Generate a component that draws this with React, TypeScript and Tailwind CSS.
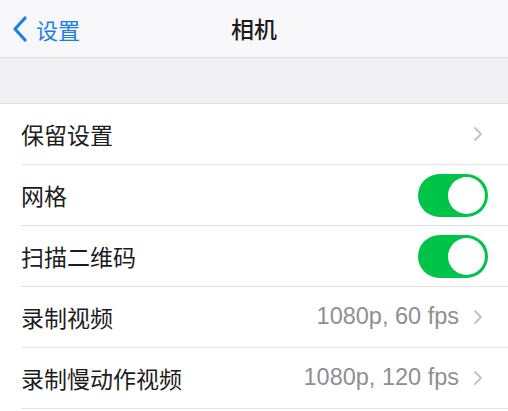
--
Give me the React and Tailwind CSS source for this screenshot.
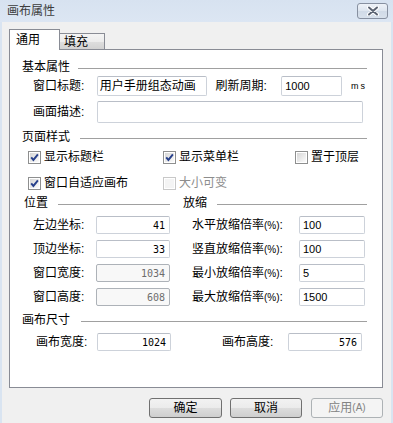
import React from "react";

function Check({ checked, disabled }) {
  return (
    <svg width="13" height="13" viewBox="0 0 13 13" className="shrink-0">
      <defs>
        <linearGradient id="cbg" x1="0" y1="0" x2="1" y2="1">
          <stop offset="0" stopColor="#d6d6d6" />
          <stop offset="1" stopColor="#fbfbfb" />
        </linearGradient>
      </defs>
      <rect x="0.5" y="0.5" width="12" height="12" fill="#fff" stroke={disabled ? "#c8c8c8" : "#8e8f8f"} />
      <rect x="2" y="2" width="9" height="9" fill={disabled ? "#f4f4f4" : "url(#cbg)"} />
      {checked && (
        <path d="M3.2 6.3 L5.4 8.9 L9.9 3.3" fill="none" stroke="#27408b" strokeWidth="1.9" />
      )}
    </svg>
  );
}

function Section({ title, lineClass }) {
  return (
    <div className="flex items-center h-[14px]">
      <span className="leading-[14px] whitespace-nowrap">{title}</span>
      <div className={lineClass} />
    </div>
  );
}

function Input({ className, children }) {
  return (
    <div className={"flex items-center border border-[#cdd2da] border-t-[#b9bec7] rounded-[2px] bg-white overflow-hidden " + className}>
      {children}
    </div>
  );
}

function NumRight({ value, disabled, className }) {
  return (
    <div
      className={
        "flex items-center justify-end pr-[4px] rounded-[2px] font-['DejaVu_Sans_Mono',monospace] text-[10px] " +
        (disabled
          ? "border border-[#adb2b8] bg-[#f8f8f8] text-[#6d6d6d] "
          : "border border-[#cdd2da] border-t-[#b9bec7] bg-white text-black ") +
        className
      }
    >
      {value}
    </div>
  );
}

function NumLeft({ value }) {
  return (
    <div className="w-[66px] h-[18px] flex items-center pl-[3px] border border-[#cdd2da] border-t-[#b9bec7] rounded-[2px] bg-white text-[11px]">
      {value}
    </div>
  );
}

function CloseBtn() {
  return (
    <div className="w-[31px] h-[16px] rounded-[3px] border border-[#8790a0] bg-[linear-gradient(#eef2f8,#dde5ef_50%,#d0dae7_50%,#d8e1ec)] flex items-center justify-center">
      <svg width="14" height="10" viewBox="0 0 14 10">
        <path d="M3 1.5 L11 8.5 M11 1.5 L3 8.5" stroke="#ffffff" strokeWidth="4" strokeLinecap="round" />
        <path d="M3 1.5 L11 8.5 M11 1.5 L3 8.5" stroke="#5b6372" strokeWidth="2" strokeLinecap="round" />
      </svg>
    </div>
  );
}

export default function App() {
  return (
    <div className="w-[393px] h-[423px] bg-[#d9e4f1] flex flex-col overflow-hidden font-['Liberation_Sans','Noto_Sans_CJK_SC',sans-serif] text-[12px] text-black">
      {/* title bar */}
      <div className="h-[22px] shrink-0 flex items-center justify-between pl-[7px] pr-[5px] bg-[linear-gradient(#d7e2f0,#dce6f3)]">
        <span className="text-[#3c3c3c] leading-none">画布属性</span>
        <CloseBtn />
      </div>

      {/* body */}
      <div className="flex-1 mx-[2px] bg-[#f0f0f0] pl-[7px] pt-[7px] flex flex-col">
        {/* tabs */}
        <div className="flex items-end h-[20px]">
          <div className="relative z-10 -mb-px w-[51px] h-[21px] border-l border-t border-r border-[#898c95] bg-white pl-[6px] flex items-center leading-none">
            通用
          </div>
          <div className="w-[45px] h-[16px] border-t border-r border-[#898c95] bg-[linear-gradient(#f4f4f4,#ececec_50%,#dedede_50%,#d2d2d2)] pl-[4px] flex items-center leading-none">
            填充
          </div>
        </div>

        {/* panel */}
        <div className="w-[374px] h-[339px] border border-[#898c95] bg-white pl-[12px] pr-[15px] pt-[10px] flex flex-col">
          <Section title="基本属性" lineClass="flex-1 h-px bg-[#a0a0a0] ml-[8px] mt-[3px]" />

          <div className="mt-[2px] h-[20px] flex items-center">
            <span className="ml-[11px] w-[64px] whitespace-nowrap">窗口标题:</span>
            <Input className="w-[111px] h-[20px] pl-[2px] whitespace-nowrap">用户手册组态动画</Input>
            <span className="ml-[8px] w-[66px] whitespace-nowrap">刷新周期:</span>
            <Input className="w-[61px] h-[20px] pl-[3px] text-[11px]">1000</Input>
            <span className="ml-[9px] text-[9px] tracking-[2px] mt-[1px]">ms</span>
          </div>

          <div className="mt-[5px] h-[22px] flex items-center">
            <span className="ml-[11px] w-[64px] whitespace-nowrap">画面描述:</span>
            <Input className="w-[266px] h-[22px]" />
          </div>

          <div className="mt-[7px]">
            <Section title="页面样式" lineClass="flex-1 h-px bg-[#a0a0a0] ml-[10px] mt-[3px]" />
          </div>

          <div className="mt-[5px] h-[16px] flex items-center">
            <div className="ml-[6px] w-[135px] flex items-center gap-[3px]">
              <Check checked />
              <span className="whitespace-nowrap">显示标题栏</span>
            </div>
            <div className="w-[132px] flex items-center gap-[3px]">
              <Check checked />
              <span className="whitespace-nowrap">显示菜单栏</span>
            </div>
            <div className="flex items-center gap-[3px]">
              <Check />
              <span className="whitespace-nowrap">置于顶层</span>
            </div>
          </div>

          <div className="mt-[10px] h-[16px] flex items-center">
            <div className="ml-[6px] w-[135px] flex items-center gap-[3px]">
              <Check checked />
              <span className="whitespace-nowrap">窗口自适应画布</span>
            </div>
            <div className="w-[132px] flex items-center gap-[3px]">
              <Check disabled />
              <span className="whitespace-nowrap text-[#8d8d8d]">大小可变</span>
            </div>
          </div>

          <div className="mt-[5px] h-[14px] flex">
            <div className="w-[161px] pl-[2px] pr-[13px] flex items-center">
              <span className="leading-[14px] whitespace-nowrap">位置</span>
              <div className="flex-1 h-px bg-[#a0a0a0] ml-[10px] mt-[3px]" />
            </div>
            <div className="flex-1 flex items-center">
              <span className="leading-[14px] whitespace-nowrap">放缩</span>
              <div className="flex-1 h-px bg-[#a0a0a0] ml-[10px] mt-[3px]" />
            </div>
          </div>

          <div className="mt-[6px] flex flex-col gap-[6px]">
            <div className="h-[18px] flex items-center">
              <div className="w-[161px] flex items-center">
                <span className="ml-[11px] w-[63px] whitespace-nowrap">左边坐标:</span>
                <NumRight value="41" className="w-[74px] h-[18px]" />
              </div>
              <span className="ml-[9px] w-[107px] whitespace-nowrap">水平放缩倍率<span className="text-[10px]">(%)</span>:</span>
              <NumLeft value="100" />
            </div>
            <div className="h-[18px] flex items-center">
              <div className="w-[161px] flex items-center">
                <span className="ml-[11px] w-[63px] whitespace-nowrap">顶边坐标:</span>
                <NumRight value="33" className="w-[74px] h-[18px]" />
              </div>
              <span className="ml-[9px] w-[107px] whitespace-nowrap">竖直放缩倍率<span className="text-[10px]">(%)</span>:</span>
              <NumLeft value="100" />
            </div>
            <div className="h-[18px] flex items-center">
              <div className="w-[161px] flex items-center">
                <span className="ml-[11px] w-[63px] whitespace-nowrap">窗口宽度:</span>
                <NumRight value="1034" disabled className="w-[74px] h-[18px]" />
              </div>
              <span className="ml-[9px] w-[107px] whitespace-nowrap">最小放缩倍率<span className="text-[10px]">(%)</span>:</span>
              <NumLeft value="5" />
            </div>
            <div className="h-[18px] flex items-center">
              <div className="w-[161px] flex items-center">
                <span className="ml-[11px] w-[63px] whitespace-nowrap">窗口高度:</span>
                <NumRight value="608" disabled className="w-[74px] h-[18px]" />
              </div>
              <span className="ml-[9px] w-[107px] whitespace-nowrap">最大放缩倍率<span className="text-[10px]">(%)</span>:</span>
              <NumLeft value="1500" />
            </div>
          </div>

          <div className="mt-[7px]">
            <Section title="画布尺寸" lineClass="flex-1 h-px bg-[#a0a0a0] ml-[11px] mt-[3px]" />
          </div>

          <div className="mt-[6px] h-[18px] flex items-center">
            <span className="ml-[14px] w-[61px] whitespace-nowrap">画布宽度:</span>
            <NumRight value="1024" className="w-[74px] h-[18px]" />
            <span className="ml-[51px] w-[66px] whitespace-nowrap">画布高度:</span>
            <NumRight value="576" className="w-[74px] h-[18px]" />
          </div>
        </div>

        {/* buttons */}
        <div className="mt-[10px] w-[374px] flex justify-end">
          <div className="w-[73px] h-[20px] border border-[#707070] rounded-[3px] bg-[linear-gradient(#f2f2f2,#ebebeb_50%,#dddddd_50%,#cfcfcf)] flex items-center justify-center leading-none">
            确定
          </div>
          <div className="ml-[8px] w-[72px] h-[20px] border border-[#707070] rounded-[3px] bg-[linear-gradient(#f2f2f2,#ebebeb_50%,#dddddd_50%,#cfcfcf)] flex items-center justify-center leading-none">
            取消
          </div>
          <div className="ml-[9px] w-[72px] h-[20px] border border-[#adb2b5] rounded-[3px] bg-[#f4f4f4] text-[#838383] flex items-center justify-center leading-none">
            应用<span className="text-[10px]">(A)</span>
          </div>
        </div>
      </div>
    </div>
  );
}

## Set task:
Copy out only the lines from the one containing "Give me the" through the one containing "import React from", exactly, with both ends. Any picture is left out.

## Solution:
Give me the React and Tailwind CSS source for this screenshot.
import React from "react";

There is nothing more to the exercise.